A novel device developed in Minnesota to dramatically improve heart-attack patients' survival rates has been approved for sale in the United States after 20 years of work.
The Food and Drug Administration on Monday announced full approval for Roseville-based Advanced Circulatory Systems' ResQCPR System, which is used by paramedics and first responders to give more effective cardiopulmonary resuscitation (CPR) on patients whose hearts stop beating.
More than 800,000 people in North America and Europe have sudden cardiac arrest outside of the hospital, and on average only about 5 percent survive the experience, according to a 2011 article by the Lancet on CPR.
Federally sponsored research on the ResQ system found that patients whose hearts stopped outside the hospital had a better chance of surviving for a year with good neurological function if they were treated with the device in the field.
All told, 8.8 percent of patients survived using the device, compared with a control group using traditional CPR that had a one-year survival rate with neurological function of 5.9 percent.
That's an improvement in survival of about 50 percent, applicable to a population of many thousands of heart-attack sufferers.
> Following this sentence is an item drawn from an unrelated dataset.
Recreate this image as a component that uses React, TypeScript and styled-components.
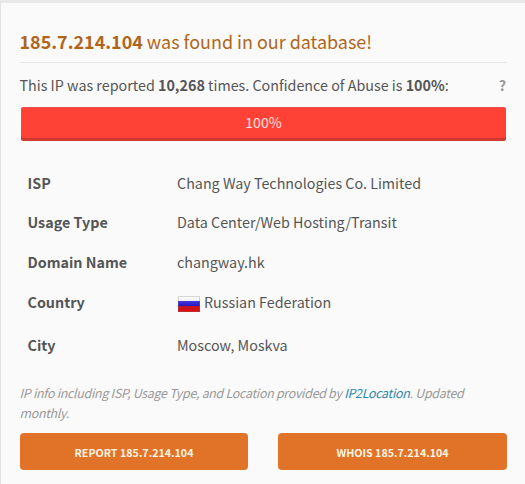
import React from 'react';
import styled, { createGlobalStyle } from 'styled-components';

const GlobalStyle = createGlobalStyle`
  * { box-sizing: border-box; }
  body { margin: 0; background: #fafafa; }
`;

const Panel = styled.main`
  width: 525px;
  height: 484px;
  padding: 24px 18px 0 19px;
  overflow: hidden;
  background: #fafafa;
  border-top: 3px solid #e8e8e8;
  border-left: 1px solid #e3e3e3;
  color: #555;
  font: 14.32px/24px "Noto Sans CJK SC", "Noto Sans", sans-serif;
`;

const Title = styled.h3`
  margin: 0 0 0 -0.5px;
  height: 36px;
  border-bottom: 1px solid #e8e8e8;
  color: #b0661a;
  font-size: 17.95px;
  line-height: 29px;
  font-weight: 400;
  white-space: nowrap;
`;

const Summary = styled.div`
  display: flex;
  justify-content: space-between;
  margin: 10px 1px 0 -0.5px;
  white-space: nowrap;
`;

const Help = styled.b`
  color: #999;
`;

const Meter = styled.div`
  height: 34px;
  margin: 10px 1px 0 1px;
  border-radius: 3px;
  background: #ff4136;
  box-shadow: inset 0 -3px 0 #d0382f, inset 0 1px 0 #e5504a;
  color: #fde4e1;
  text-align: center;
  font-size: 14.1px;
  line-height: 31px;
`;

const Details = styled.dl`
  display: grid;
  grid-template-columns: 149.5px 1fr;
  grid-template-rows: 39px 40px 40px 43px 42px;
  margin: 30px 0 0;
  padding-left: 7.5px;
  white-space: nowrap;
`;

const Term = styled.dt`
  font-weight: 700;
`;

const Value = styled.dd`
  display: flex;
  gap: 4px;
  margin: 0;
`;

const Flag = styled.svg`
  display: block;
  margin: 6px 0 0 1px;
`;

const Note = styled.p`
  margin: 8px 0 0 -0.5px;
  color: #999;
  font-size: 12.4px;
  line-height: 20px;
  font-style: italic;
  letter-spacing: -0.28px;
`;

const Link = styled.a`
  color: #2a86ad;
`;

const Actions = styled.div`
  display: grid;
  grid-template-columns: 228px 229px;
  gap: 30px;
  margin-top: 10px;
`;

const Button = styled.button`
  height: 37px;
  padding: 3px 0 0;
  border: 0;
  border-radius: 4px;
  background: #e17328;
  color: #fff3e2;
  font: 700 10.7px/20px "Noto Sans CJK SC", "Noto Sans", sans-serif;
`;

const RussianFlag = () => (
  <Flag width="22" height="16" viewBox="0 0 22 16" aria-label="Russia">
    <defs>
      <linearGradient id="flagWhite" x2="0" y2="1">
        <stop stopColor="#fff" />
        <stop offset="1" stopColor="#eee" />
      </linearGradient>
      <linearGradient id="flagBlue" x2="0" y2="1">
        <stop stopColor="#4438e0" />
        <stop offset="1" stopColor="#2618bd" />
      </linearGradient>
      <linearGradient id="flagRed" x2="0" y2="1">
        <stop stopColor="#c01424" />
        <stop offset="1" stopColor="#e00d0d" />
      </linearGradient>
    </defs>
    <path d="M0 0h22v5H0z" fill="url(#flagWhite)" />
    <path d="M0 5h22v5H0z" fill="url(#flagBlue)" />
    <path d="M0 10h22v6H0z" fill="url(#flagRed)" />
    <path d="M.5.5h21v15H.5z" fill="none" stroke="#777" strokeOpacity=".3" />
  </Flag>
);

const details: [string, React.ReactNode][] = [
  ['ISP', 'Chang Way Technologies Co. Limited'],
  ['Usage Type', 'Data Center/Web Hosting/Transit'],
  ['Domain Name', 'changway.hk'],
  ['Country', <><RussianFlag />Russian Federation</>],
  ['City', 'Moscow, Moskva'],
];

export default function App() {
  return (
    <Panel>
      <GlobalStyle />
      <Title><b>185.7.214.104</b> was found in our database!</Title>
      <Summary>
        <span>This IP was reported <b>10,268</b> times. Confidence of Abuse is <b>100%</b>:</span>
        <Help>?</Help>
      </Summary>
      <Meter>100%</Meter>
      <Details>
        {details.map(([term, value]) => (
          <React.Fragment key={term}>
            <Term>{term}</Term>
            <Value>{value}</Value>
          </React.Fragment>
        ))}
      </Details>
      <Note>
        IP info including ISP, Usage Type, and Location provided by <Link>IP2Location</Link>. Updated monthly.
      </Note>
      <Actions>
        <Button>REPORT 185.7.214.104</Button>
        <Button>WHOIS 185.7.214.104</Button>
      </Actions>
    </Panel>
  );
}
Despite its lifesaving potential, the device had a four-year approval process with the FDA partly because it's a first-of-its-kind invention.
"There's never been anything like this previously," said Dr. Keith Lurie, an electrophysiologist and inventor who founded Advanced Circulatory Systems to research and commercialize devices based on the principle of intrathoracic pressure regulation (IPR).
"One of the reasons it took so long," Lurie said, "is because all of the people involved in making the decision wanted to make sure that the data were real and it was the right decision to make."